I don't know a whole lot about the success of YC companies, but it looks like
Reddit is their big success so far. Reddit sold for a reported 65 million
(according to The Google), and they needed relatively little additional
funding after the seed money. So let's say YC retained 3% of the company, they
make 2 million which is a 100x return on their investment. Wow, I just did the
math now...that's pretty impressive.

Update: A new search on The Google (link) suggests that the purchase price may
have been much lower. Proponents of the "50-million my ass" school of thought
are suggesting 5 million is closer to the mark.
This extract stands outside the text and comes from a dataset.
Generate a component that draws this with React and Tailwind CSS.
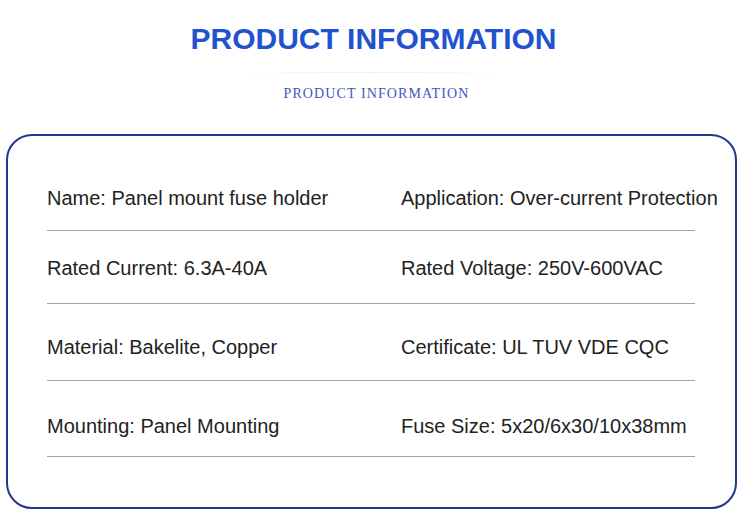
const rows = [
  { left: 'Name: Panel mount fuse holder', right: 'Application: Over-current Protection', pad: 'pt-[48px] pb-[18px]' },
  { left: 'Rated Current: 6.3A-40A', right: 'Rated Voltage: 250V-600VAC', pad: 'pt-[23px] pb-[21px]' },
  { left: 'Material: Bakelite, Copper', right: 'Certificate: UL TUV VDE CQC', pad: 'pt-[29px] pb-[19px]' },
  { left: 'Mounting: Panel Mounting', right: 'Fuse Size: 5x20/6x30/10x38mm', pad: 'pt-[31px] pb-[16px]' },
];

function SpecRow({ row }) {
  return (
    <div>
      <div className={`grid grid-cols-[354px_1fr] text-[20px] leading-[28px] text-[#222] whitespace-nowrap ${row.pad}`}>
        <span>{row.left}</span>
        <span>{row.right}</span>
      </div>
      <div className="h-px bg-[#a3a3a3]" />
    </div>
  );
}

export default function App() {
  return (
    <div className="w-[744px] h-[513px] bg-white overflow-hidden font-['Liberation_Sans',Arial,sans-serif]">
      <div className="pt-[21px] flex flex-col items-center">
        <h1 className="ml-[3px] text-[30px] leading-[36px] font-bold text-[#2253cf]">PRODUCT INFORMATION</h1>
        <div className="mt-[15px] w-[284px] h-px bg-gradient-to-r from-transparent via-[#f3efd9] to-transparent" />
        <p className="mt-[13px] ml-[9px] text-[14px] leading-[16px] tracking-[1.1px] text-[#4257c0] font-['Liberation_Serif',serif]">
          PRODUCT INFORMATION
        </p>
      </div>
      <div className="mt-[32px] ml-[6px] w-[731px] h-[375px] border-2 border-[#21368f] rounded-[26px] pl-[39px] pr-[40px]">
        {rows.map((r) => (
          <SpecRow key={r.left} row={r} />
        ))}
      </div>
    </div>
  );
}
At 5 million, YC gets a 10x
return on investment which is what all VC money is shooting for among
successful (non-broke) companies.

<http://reddit.com/user/bmatkin/>

Larger point, if you're in it to win it you should be able to pull it off with
or without YC. Sure YC connections and advice are tremendously valueable...but
5x to 20x better than the other smart VC/angel/seed money out there? No way!

------
danielha
The reasons we are applying are simple:

1) Great people and minds to be around 2) Advice for the crucial first steps
3) Being able to work on our startup full-time without the worry of immediate
expenses

Sometimes people's extraneous reasons for being hesitant are unjustified for
their means. Good post. Thanks Adam.